May 21, 2020

News From the Oil Patch: Kan. crude tops $20 a barrel

Posted May 21, 2020 5:19 PM

By JOHN P. TRETBAR

Kansas crude prices topped $20 a barrel for the first time in two months. Kansas Common crude at CHS in McPherson gained $2.25 Monday to $22 a barrel.

New numbers from the Kansas Geological Survey (KGS) confirm crude-oil production dropping in most of the counties in Kansas last year. One exception in our area is Stafford County, which increased production over the year before by more than 21,000 barrels. Barton County reports total production last year dropped more than 64,000 barrels from the year before. Ellis County's total dropped more than 76,000 barrels last year. 2019 production in Russell County was down 58,000 from the year before. 
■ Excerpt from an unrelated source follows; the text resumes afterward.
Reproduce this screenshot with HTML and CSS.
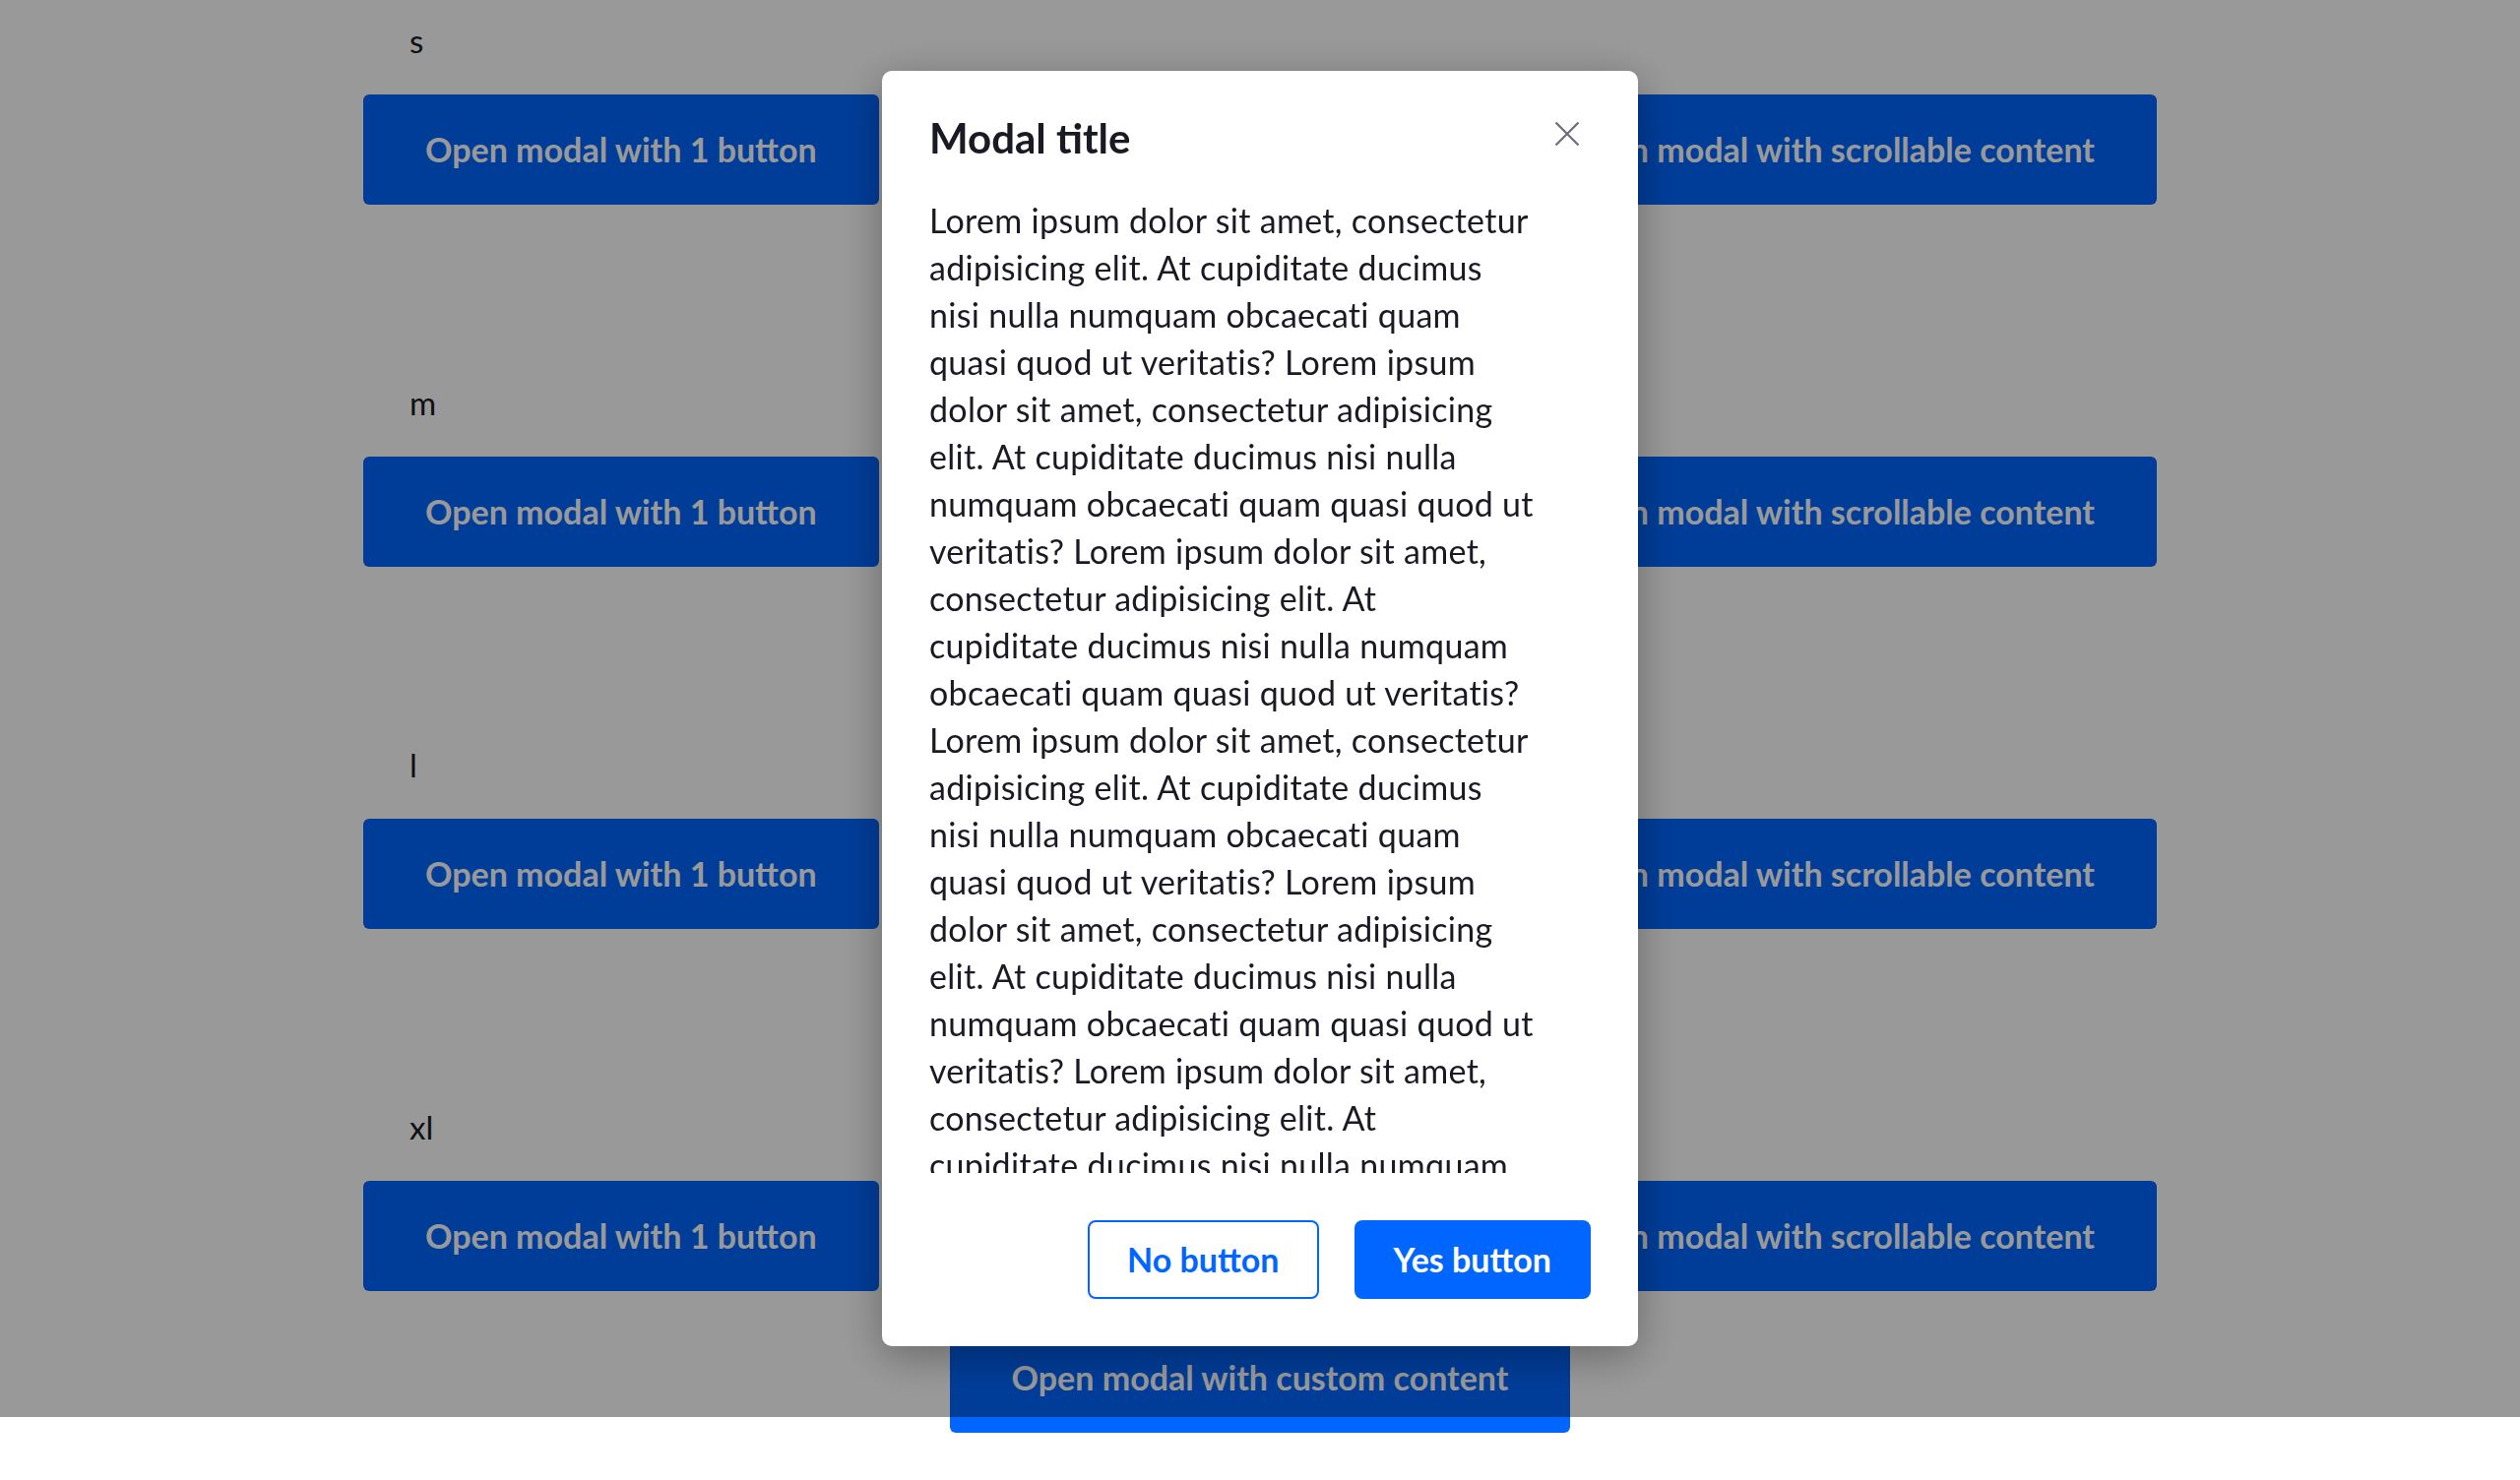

KGS this week also released county production totals for the month of January, with the entire state and most counties reporting declines compared to January of last year. But Stafford County outproduced its total from a year earlier by about 4,000 barrels. 

Kansas regulators approved just three new drilling permits last week, two in Ellis County and one in Greeley County. That's 182 permits for drilling at new locations so far this year. Independent Oil & Gas Service reports just nine new well completions for the week, eight of them in Western Kansas. That's 360 completions so far this year.

Baker Hughes reported its sixth weekly decline in the U.S. Rotary Rig Count. Since the second week in March, the national count has dropped more than half, down 454 rigs. For the week ending May 15, the total was 339 active rigs, down 34 oil rigs and one gas rig. Texas reported just 150 active rigs, down 23 for the week. New Mexico and North Dakota were each down four.

Independent Oil & Gas Service reports just seven active rigs across Kansas. The count east of Wichita dropped to zero, down two rigs. In Western Kansas the count is down one to seven rigs. Drilling was underway on one lease in Ellis County last week.

The Energy Information Administration reported a slight draw-down in U.S. crude-oil inventories for the week ending May 8. That contradicts predictions earlier from S&P Global Platts and the American Petroleum Institute, which both predicted inventory increases. EIA said stockpiles were down 700,000 barrels to 531.5 million barrels.

The government said crude-oil imports dropped more than five percent, with the four-week average more than 26% below the same figure a year ago.

The government said weekly production in the U.S. dropped by more than 300,000 barrels per day to just over eleven point six million barrels per day.

A closely-watched government report predicts continuing decreases in liquid fuels demand for the first half of this year, because of travel restrictions and other disruptions to economic activity. The U.S. Energy Information Administration predicts prices this year will average just over half of the average last year. In its Short Term Energy Outlook, EIA predicts global demand will drop by more than eight million barrels per day this year, after dropping six percent in the first quarter. The report predicts continuing declines in U.S. production and continuing growth in global inventories.

Another state is considering intervention to reduce crude oil production, asking operators if producing oil at substantially reduced prices is wasting an important natural resource. Oklahoma has allowed such a declaration to protect leaseholders who shut down production. But in North Dakota, oil-patch representatives fear the state could move to curtail production. The industry overwhelmingly opposed the waste declaration, which could enable the state to order production cuts. The Grand Forks Herald reports there are a few companies that support the proposal, including Continental Resources, the biggest producer in the state.

March crude production in North Dakota dropped another 30,000 barrels a day. The Department of Mineral Resources reports monthly output of just over 1.4 million barrels per day. The state set a record for the captured volume of natural gas produced at oil wells, at two point seven million million-cubic-feet-per-day.

The government predicts a continuing decline in domestic shale-oil production. EIA says total U.S. shale output is now expected to drop by 197,000 barrels per day from May to June, after dropping 183,000 barrels per day the month before.

It appears current prices are high enough to alleviate many concerns over crude-oil storage. The government says storage use has flattened out, after a run on supertankers and inland storage facilities last month. EIA says our current net stockpiles represent 62% of working storage capacity for the week ending May 8. That's unchanged from the week before, but remains 16% higher than at the first of the year. Storage usage at Cushing, Oklahoma actually went down four percent.

Oil-by-rail in the U.S. dropped to 9,554 rail tanker cars last week, down nearly 27% compared to a year earlier. Total freight train traffic is down more than 22%.